▸ **Given request**
For this exercise, repeat all of the material verbatim apart from its images.

▸ **Input data**
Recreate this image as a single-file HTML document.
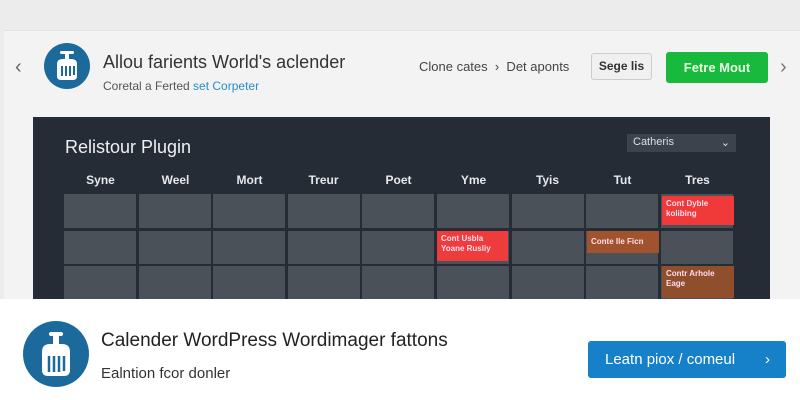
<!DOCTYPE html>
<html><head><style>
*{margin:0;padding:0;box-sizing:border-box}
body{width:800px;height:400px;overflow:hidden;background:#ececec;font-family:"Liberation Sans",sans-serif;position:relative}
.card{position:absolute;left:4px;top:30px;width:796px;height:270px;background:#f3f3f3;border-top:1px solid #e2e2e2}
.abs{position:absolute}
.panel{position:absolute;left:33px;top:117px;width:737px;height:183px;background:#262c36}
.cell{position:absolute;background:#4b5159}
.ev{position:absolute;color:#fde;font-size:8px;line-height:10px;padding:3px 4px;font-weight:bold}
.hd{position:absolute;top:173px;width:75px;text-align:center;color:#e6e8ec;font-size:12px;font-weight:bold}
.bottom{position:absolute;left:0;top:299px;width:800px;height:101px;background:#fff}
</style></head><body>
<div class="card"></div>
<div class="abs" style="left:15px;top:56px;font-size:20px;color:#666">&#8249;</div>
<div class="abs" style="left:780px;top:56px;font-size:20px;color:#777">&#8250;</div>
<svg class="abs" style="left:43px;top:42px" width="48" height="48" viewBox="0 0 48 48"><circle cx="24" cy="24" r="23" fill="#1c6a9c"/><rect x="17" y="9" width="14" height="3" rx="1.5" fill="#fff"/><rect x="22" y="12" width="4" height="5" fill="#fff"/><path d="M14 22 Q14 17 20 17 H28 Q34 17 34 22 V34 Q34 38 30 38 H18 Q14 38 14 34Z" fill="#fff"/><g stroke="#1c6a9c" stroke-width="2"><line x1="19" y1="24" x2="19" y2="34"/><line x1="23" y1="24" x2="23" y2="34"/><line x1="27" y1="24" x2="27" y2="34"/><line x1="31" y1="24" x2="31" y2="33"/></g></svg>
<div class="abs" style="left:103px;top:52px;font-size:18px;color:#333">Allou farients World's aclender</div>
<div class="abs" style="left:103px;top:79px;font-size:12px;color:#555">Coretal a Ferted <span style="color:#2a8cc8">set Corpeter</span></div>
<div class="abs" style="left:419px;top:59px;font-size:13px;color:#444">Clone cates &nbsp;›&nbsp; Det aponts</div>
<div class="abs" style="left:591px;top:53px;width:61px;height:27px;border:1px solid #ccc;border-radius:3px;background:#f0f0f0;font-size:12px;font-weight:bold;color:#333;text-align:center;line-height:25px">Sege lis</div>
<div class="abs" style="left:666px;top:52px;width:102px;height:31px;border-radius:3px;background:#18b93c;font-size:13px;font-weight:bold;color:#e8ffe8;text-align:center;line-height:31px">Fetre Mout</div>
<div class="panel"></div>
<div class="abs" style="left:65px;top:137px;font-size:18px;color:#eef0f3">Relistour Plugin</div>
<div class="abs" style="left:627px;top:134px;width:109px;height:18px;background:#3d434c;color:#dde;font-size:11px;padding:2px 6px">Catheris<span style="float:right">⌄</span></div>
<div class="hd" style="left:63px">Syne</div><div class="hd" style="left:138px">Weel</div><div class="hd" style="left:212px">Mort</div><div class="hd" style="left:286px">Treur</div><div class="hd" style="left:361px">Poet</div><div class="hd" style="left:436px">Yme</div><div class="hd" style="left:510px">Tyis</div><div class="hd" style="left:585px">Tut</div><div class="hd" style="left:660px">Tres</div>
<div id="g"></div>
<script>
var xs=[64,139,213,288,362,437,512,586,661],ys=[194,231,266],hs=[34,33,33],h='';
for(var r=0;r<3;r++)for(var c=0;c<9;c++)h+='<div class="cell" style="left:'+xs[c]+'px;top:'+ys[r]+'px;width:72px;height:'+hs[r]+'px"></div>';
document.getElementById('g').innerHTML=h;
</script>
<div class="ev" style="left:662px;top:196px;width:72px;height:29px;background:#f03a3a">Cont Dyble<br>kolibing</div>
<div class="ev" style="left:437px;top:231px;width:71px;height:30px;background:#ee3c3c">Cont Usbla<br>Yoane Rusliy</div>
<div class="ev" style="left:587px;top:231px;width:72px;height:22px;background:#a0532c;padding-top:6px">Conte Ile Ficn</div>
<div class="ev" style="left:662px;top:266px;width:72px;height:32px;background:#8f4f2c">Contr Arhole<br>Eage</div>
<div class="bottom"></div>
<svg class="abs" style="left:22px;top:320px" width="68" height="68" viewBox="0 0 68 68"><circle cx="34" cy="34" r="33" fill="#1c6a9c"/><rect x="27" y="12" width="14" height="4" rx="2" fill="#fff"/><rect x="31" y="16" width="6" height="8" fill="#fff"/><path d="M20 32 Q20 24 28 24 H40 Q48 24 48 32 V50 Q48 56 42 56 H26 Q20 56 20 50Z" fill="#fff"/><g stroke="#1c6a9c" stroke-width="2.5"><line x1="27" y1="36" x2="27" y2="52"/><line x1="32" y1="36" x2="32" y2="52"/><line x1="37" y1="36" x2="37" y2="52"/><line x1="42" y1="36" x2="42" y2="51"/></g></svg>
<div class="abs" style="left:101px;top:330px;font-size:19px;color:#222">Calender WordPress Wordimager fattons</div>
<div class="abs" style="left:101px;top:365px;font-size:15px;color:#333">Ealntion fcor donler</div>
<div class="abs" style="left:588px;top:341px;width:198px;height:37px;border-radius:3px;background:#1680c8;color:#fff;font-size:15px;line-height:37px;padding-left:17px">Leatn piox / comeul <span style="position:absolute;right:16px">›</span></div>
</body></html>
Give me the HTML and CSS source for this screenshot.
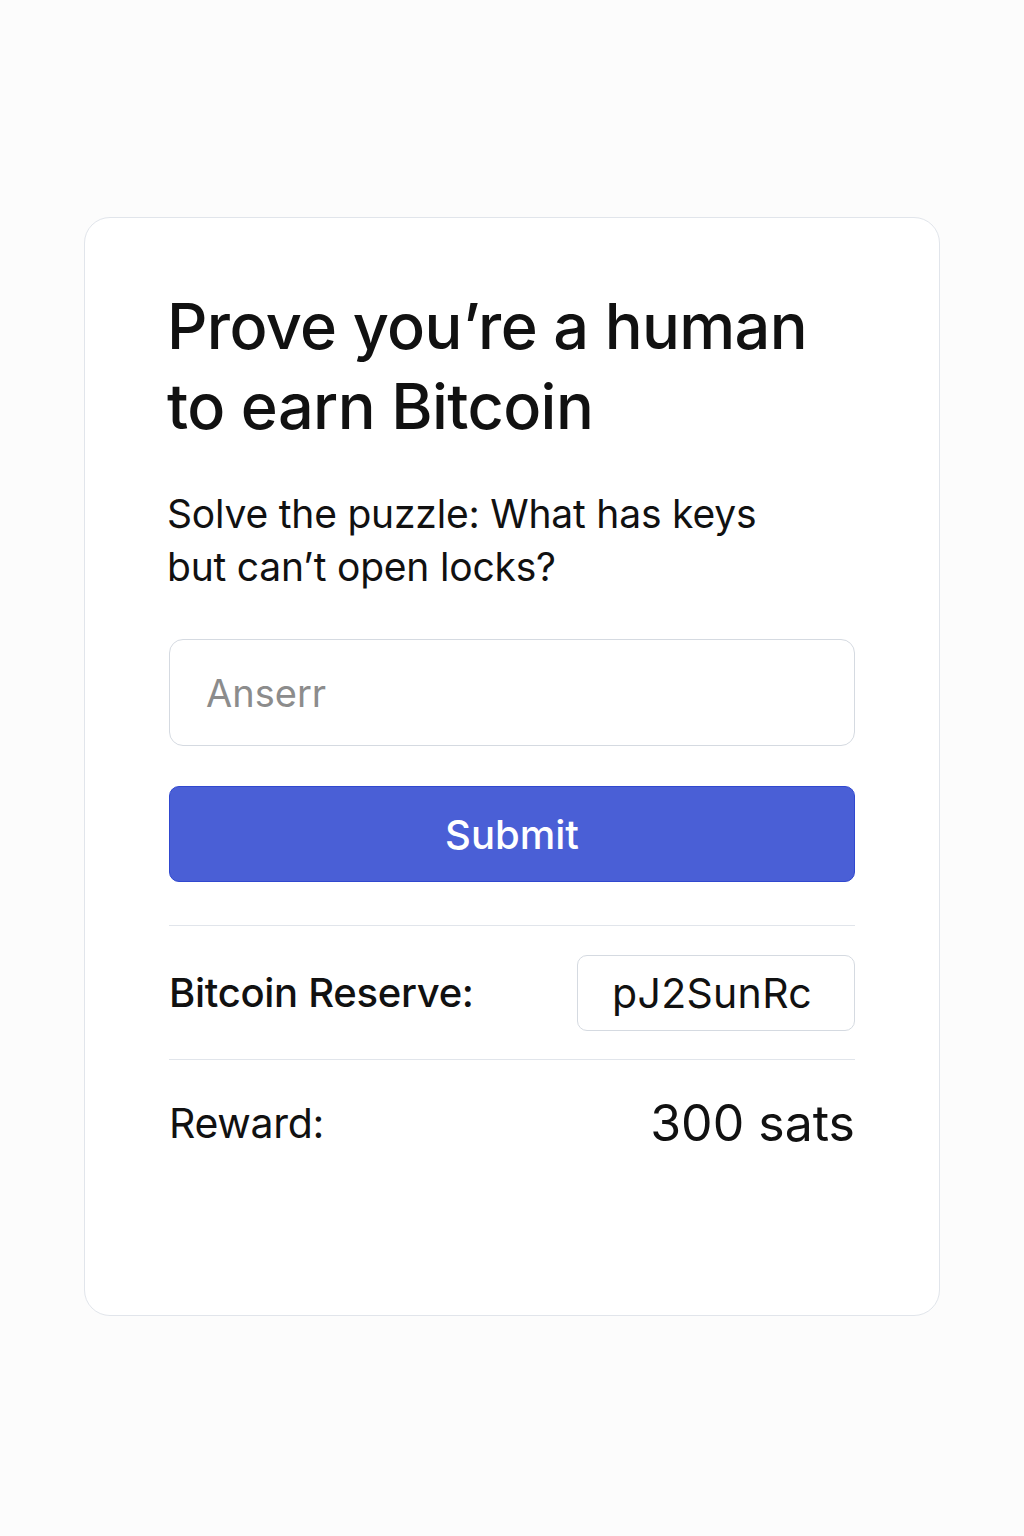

▸ **Output of the exercise**
Recreate this image as a single-file HTML document.
<!DOCTYPE html>
<html><head><style>
*{margin:0;padding:0;box-sizing:border-box}
body{width:800px;height:400px;overflow:hidden;background:#ececec;font-family:"Liberation Sans",sans-serif;position:relative}
.card{position:absolute;left:4px;top:30px;width:796px;height:270px;background:#f3f3f3;border-top:1px solid #e2e2e2}
.abs{position:absolute}
.panel{position:absolute;left:33px;top:117px;width:737px;height:183px;background:#262c36}
.cell{position:absolute;background:#4b5159}
.ev{position:absolute;color:#fde;font-size:8px;line-height:10px;padding:3px 4px;font-weight:bold}
.hd{position:absolute;top:173px;width:75px;text-align:center;color:#e6e8ec;font-size:12px;font-weight:bold}
.bottom{position:absolute;left:0;top:299px;width:800px;height:101px;background:#fff}
</style></head><body>
<div class="card"></div>
<div class="abs" style="left:15px;top:56px;font-size:20px;color:#666">&#8249;</div>
<div class="abs" style="left:780px;top:56px;font-size:20px;color:#777">&#8250;</div>
<svg class="abs" style="left:43px;top:42px" width="48" height="48" viewBox="0 0 48 48"><circle cx="24" cy="24" r="23" fill="#1c6a9c"/><rect x="17" y="9" width="14" height="3" rx="1.5" fill="#fff"/><rect x="22" y="12" width="4" height="5" fill="#fff"/><path d="M14 22 Q14 17 20 17 H28 Q34 17 34 22 V34 Q34 38 30 38 H18 Q14 38 14 34Z" fill="#fff"/><g stroke="#1c6a9c" stroke-width="2"><line x1="19" y1="24" x2="19" y2="34"/><line x1="23" y1="24" x2="23" y2="34"/><line x1="27" y1="24" x2="27" y2="34"/><line x1="31" y1="24" x2="31" y2="33"/></g></svg>
<div class="abs" style="left:103px;top:52px;font-size:18px;color:#333">Allou farients World's aclender</div>
<div class="abs" style="left:103px;top:79px;font-size:12px;color:#555">Coretal a Ferted <span style="color:#2a8cc8">set Corpeter</span></div>
<div class="abs" style="left:419px;top:59px;font-size:13px;color:#444">Clone cates &nbsp;›&nbsp; Det aponts</div>
<div class="abs" style="left:591px;top:53px;width:61px;height:27px;border:1px solid #ccc;border-radius:3px;background:#f0f0f0;font-size:12px;font-weight:bold;color:#333;text-align:center;line-height:25px">Sege lis</div>
<div class="abs" style="left:666px;top:52px;width:102px;height:31px;border-radius:3px;background:#18b93c;font-size:13px;font-weight:bold;color:#e8ffe8;text-align:center;line-height:31px">Fetre Mout</div>
<div class="panel"></div>
<div class="abs" style="left:65px;top:137px;font-size:18px;color:#eef0f3">Relistour Plugin</div>
<div class="abs" style="left:627px;top:134px;width:109px;height:18px;background:#3d434c;color:#dde;font-size:11px;padding:2px 6px">Catheris<span style="float:right">⌄</span></div>
<div class="hd" style="left:63px">Syne</div><div class="hd" style="left:138px">Weel</div><div class="hd" style="left:212px">Mort</div><div class="hd" style="left:286px">Treur</div><div class="hd" style="left:361px">Poet</div><div class="hd" style="left:436px">Yme</div><div class="hd" style="left:510px">Tyis</div><div class="hd" style="left:585px">Tut</div><div class="hd" style="left:660px">Tres</div>
<div id="g"></div>
<script>
var xs=[64,139,213,288,362,437,512,586,661],ys=[194,231,266],hs=[34,33,33],h='';
for(var r=0;r<3;r++)for(var c=0;c<9;c++)h+='<div class="cell" style="left:'+xs[c]+'px;top:'+ys[r]+'px;width:72px;height:'+hs[r]+'px"></div>';
document.getElementById('g').innerHTML=h;
</script>
<div class="ev" style="left:662px;top:196px;width:72px;height:29px;background:#f03a3a">Cont Dyble<br>kolibing</div>
<div class="ev" style="left:437px;top:231px;width:71px;height:30px;background:#ee3c3c">Cont Usbla<br>Yoane Rusliy</div>
<div class="ev" style="left:587px;top:231px;width:72px;height:22px;background:#a0532c;padding-top:6px">Conte Ile Ficn</div>
<div class="ev" style="left:662px;top:266px;width:72px;height:32px;background:#8f4f2c">Contr Arhole<br>Eage</div>
<div class="bottom"></div>
<svg class="abs" style="left:22px;top:320px" width="68" height="68" viewBox="0 0 68 68"><circle cx="34" cy="34" r="33" fill="#1c6a9c"/><rect x="27" y="12" width="14" height="4" rx="2" fill="#fff"/><rect x="31" y="16" width="6" height="8" fill="#fff"/><path d="M20 32 Q20 24 28 24 H40 Q48 24 48 32 V50 Q48 56 42 56 H26 Q20 56 20 50Z" fill="#fff"/><g stroke="#1c6a9c" stroke-width="2.5"><line x1="27" y1="36" x2="27" y2="52"/><line x1="32" y1="36" x2="32" y2="52"/><line x1="37" y1="36" x2="37" y2="52"/><line x1="42" y1="36" x2="42" y2="51"/></g></svg>
<div class="abs" style="left:101px;top:330px;font-size:19px;color:#222">Calender WordPress Wordimager fattons</div>
<div class="abs" style="left:101px;top:365px;font-size:15px;color:#333">Ealntion fcor donler</div>
<div class="abs" style="left:588px;top:341px;width:198px;height:37px;border-radius:3px;background:#1680c8;color:#fff;font-size:15px;line-height:37px;padding-left:17px">Leatn piox / comeul <span style="position:absolute;right:16px">›</span></div>
</body></html>
Give me the HTML and CSS source for this screenshot.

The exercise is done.